Last month the U.S. Supreme Court–or more specifically, the six White supremacists on the Court—abolished affirmative action. In addition to making America more racist again, they, in effect, ended the charade of equal opportunity masquerading as affirmative action.
Affirmative action has been a weak and ineffectual policy. For most of its existence, much of its effect has been “equal opportunity,” not affirmative action. Real affirmative action has been primarily operative in just two areas of American life. One was President Richard Nixon’s Ten Percent Set-Aside program. Under that program developed by African American Arthur Fletcher, Assistant Secretary of Labor, the federal government required large contractors doing business with the federal government to set aside ten percent of the contract to hire female and minority business contractors. This program worked for 20 years or so until opponents of this kind of progress successfully eliminated it in a series of Supreme Court cases in the 1990s.
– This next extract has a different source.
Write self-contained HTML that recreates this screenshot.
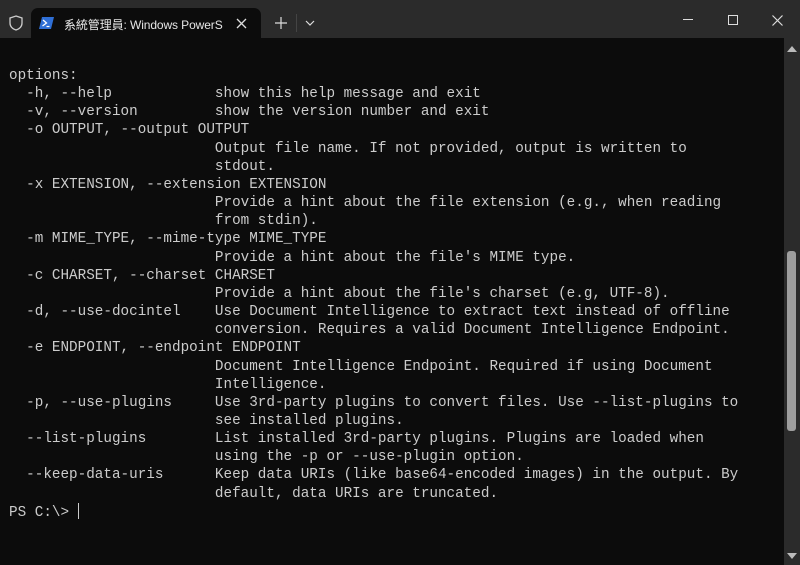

The other instance of real affirmative action occurred in colleges and universities. Leaders of some of these institutions tried, with some success, to provide appropriate admission preferences to minorities. But, of course, the attack on that practice began with the Bakke decision in 1978; the assault on that part of affirmative action kept going, minimizing affirmative action in colleges and universities.
Please note that outside of the two instances mentioned above, the country never implemented affirmative action as defined by President Lyndon Johnson. In 1965, in a commencement speech at Howard University—which I attended—Johnson laid out his ideas about affirmative action. At the time, we did not have such a term as affirmative action in our discourse. Johnson said in the speech, “You do not take a person who, for years, has been hobbled by chains and liberate him, bring him up to the starting line of a race, and then say you are free to compete with all the others, and then believe that you have been completely fair.” We seek not just freedom. We seek not just legal equity but human ability, not just equality as a right and a theory but equality as a result.”
But affirmative action did not begin on the firm footing articulated by Johnson. Instead, it started and remained a “program for Black folks because they need it,” a complete mischaracterization of the issue, which implicitly denied the role of systemic racism in creating the conditions of African American life.
Another weak and problematic issue with affirmative action as defined—explicitly as well as implicitly—was diversity. For example, advocates pushed affirmative action in higher education because of the “educational value of diversity.” That is a long way from having state-sponsored efforts to make up for state-sponsored racism as specified by President Johnson.
Some people mentioned affirmative action as reparations; however, those of us pushing for reparations dismissed such claims as weak and inappropriate. On the other hand, consideration of real reparations could have been helpful.
In the late 1960s, I was as interested in having a hot public debate over reparations. I figured that the question would be, “Just why should we give reparations to Blacks.” This question would have been answered forcefully by our many learned activists. Along with slavery, the rhetoric would have explained in much more detail the kinds of post-slavery state-sponsored racism that Justice Ketanji Brown Jackson listed in her dissent in the affirmative action case. We did not have that debate. If we had, the country would have been a lot less ignorant about the racist history of America. Without that history—the history that Republicans are currently trying to block—we cannot have rational arguments.
In the late 1960s, I had doubts that we could get reparations as government policy; however, I was convinced that if we pressed hard enough, a compromise would be reached, a settlement that would be something like a more assertive affirmative action policy. This affirmative action would have been based on an admission of state-sponsored racism.